Ao longo das últimas duas décadas, uma excitante sucessão de avanços na cosmologia, teoria das partículas e gravitação mudou completamente a forma como vemos o Universo, com implicações surpreendentes e profundas na nossa compreensão das suas origens, bem como do seu futuro. Portanto, nada poderia ser mais interessante como tema de escrita, passe o trocadilho.

A verdadeira inspiração para este livro não vem tanto de um desejo de dissipar mitos ou atacar crenças, mas do meu desejo de celebrar o conhecimento e o Universo absolutamente surpreendente e fascinante que o nosso se revelou ser.

A nossa busca leva‑nos a fazer uma visita‑relâmpago aos confins do Universo em expansão, desde os primeiros momentos do Big Bang até ao futuro distante, e inclui talvez a mais surpreendente descoberta em física do século passado.

Com efeito, a motivação imediata para escrever este livro agora é uma profunda descoberta sobre o Universo que tem impulsionado a minha própria investigação científica nas últimas três décadas e que resultou na conclusão surpreendente de que a maior parte da energia do Universo reside numa qualquer forma misteriosa, ainda inexplicável, que permeia todo o espaço vazio.

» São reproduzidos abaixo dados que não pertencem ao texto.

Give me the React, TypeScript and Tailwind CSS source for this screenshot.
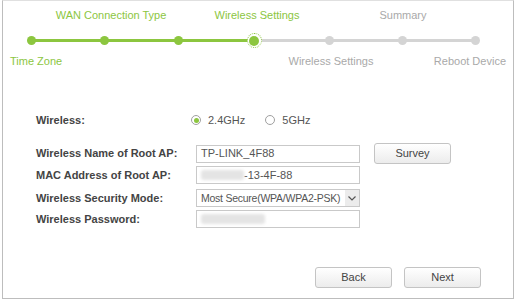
const steps = [
  { x: 30, done: true },
  { x: 103, done: true },
  { x: 177, done: true },
  { x: 253, current: true },
  { x: 328 },
  { x: 401 },
  { x: 474 },
];

const Radio = ({ checked, label }: { checked?: boolean; label: string }) => (
  <label className="flex items-center gap-[7px]">
    <span className="flex h-[10px] w-[10px] items-center justify-center rounded-full border border-[#a0a0a0] bg-white">
      {checked && <span className="h-[5px] w-[5px] rounded-full bg-[#8cc63f]" />}
    </span>
    <span>{label}</span>
  </label>
);

const Field = ({ children }: { children?: React.ReactNode }) => (
  <div className="flex h-[18px] w-[164px] items-center border border-[#c9c9c9] bg-white px-[4px] text-[#555]">
    {children}
  </div>
);

const Blur = ({ w }: { w: number }) => (
  <span className="inline-block h-[10px] rounded-[3px] bg-[#e4e4e4] blur-[1.5px]" style={{ width: w }} />
);

const Btn = ({ label }: { label: string }) => (
  <button className="h-[21px] w-[77px] rounded-[3px] border border-[#c4c4c4] bg-gradient-to-b from-white to-[#ececec] text-[#444]">
    {label}
  </button>
);

export default function App() {
  return (
    <div className="h-[304px] w-[516px] bg-white pl-[2px] text-[11px] leading-none" style={{ fontFamily: '"Liberation Sans", Arial, sans-serif' }}>
      <div className="h-[299px] w-[512px] border-b border-l border-r border-[#bdbdbd] border-t border-t-[#e0e0e0]">
        {/* progress */}
        <div className="relative h-[80px]">
          <div className="absolute left-[28px] right-[38px] top-[38px] h-[3px] bg-[#d4d4d4]" />
          <div className="absolute left-[28px] top-[38px] h-[3px] w-[225px] bg-[#8cc63f]" />
          {steps.map((s, i) =>
            s.current ? (
              <div key={i} className="absolute top-[32px] flex h-[15px] w-[15px] items-center justify-center rounded-full border border-dotted border-[#8cc63f] bg-white" style={{ left: s.x - 2 - 7.5 }}>
                <span className="h-[10px] w-[10px] rounded-full bg-[#8cc63f]" />
              </div>
            ) : (
              <span key={i} className={`absolute top-[35px] h-[9px] w-[9px] rounded-full ${s.done ? "bg-[#8cc63f]" : "bg-[#d4d4d4]"}`} style={{ left: s.x - 2 - 4.5 }} />
            )
          )}
          <span className="absolute top-[9px] -translate-x-1/2 text-[#8cc63f]" style={{ left: 108 }}>WAN Connection Type</span>
          <span className="absolute top-[9px] -translate-x-1/2 text-[#8cc63f]" style={{ left: 254 }}>Wireless Settings</span>
          <span className="absolute top-[9px] -translate-x-1/2 text-[#a9a9a9]" style={{ left: 400 }}>Summary</span>
          <span className="absolute left-[7px] top-[55px] text-[#8cc63f]">Time Zone</span>
          <span className="absolute top-[55px] -translate-x-1/2 text-[#a9a9a9]" style={{ left: 328 }}>Wireless Settings</span>
          <span className="absolute right-[7px] top-[55px] text-[#a9a9a9]">Reboot Device</span>
        </div>

        {/* form */}
        <div className="pl-[33px] pt-[33px] text-[#444]">
          <div className="flex h-[12px] items-center">
            <span className="w-[155px] font-bold">Wireless:</span>
            <div className="flex gap-[20px] text-[#555]">
              <Radio checked label="2.4GHz" />
              <Radio label="5GHz" />
            </div>
          </div>
          <div className="mt-[17px] flex items-center">
            <span className="w-[160px] font-bold">Wireless Name of Root AP:</span>
            <Field>TP-LINK_4F88</Field>
            <div className="ml-[14px]">
              <Btn label="Survey" />
            </div>
          </div>
          <div className="mt-[2px] flex items-center">
            <span className="w-[160px] font-bold">MAC Address of Root AP:</span>
            <Field>
              <Blur w={43} />
              <span>-13-4F-88</span>
            </Field>
          </div>
          <div className="mt-[5px] flex items-center">
            <span className="w-[160px] font-bold">Wireless Security Mode:</span>
            <div className="flex h-[18px] w-[164px] items-center justify-between border border-[#c9c9c9] bg-white pl-[4px] text-[#555]">
              <span className="whitespace-nowrap text-[10.5px] tracking-[-0.25px]">Most Secure(WPA/WPA2-PSK)</span>
              <span className="flex h-[16px] w-[14px] shrink-0 items-center justify-center bg-[#ececec]">
                <svg width="8" height="5" viewBox="0 0 8 5" fill="none" stroke="#555" strokeWidth="1.2">
                  <path d="M0.5 0.5 L4 4 L7.5 0.5" />
                </svg>
              </span>
            </div>
          </div>
          <div className="mt-[3px] flex items-center">
            <span className="w-[160px] font-bold">Wireless Password:</span>
            <Field>
              <Blur w={64} />
            </Field>
          </div>
        </div>

        <div className="mt-[39px] flex justify-end gap-[12px] pr-[32px]">
          <Btn label="Back" />
          <Btn label="Next" />
        </div>
      </div>
    </div>
  );
}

Não é um eufemismo dizer que esta descoberta mudou o panorama da cosmologia moderna.

Por um lado, esta descoberta promoveu um apoio admirável e novo à ideia de que o nosso Universo
surgiu precisamente do nada. Incitou‑nos, igualmente, a repensar uma série de hipóteses sobre os processos que poderiam reger a sua evolução e, em última análise, a questionar se as próprias leis da Natureza são verdadeiramente fundamentais. Por sua vez, tudo isto tende a tornar a questão de saber «porque há algo em vez de nada» menos impressionante, se não mesmo completamente simples, como espero que seja a minha descrição.

(...)

LAWRENCE M. KRAUS

1 comentário:

Carlos Ricardo Soares disse...

Pretender que existe o nada é pretender que o nada não existe. Se o nada não existe, qual é o problema que o nada suscita?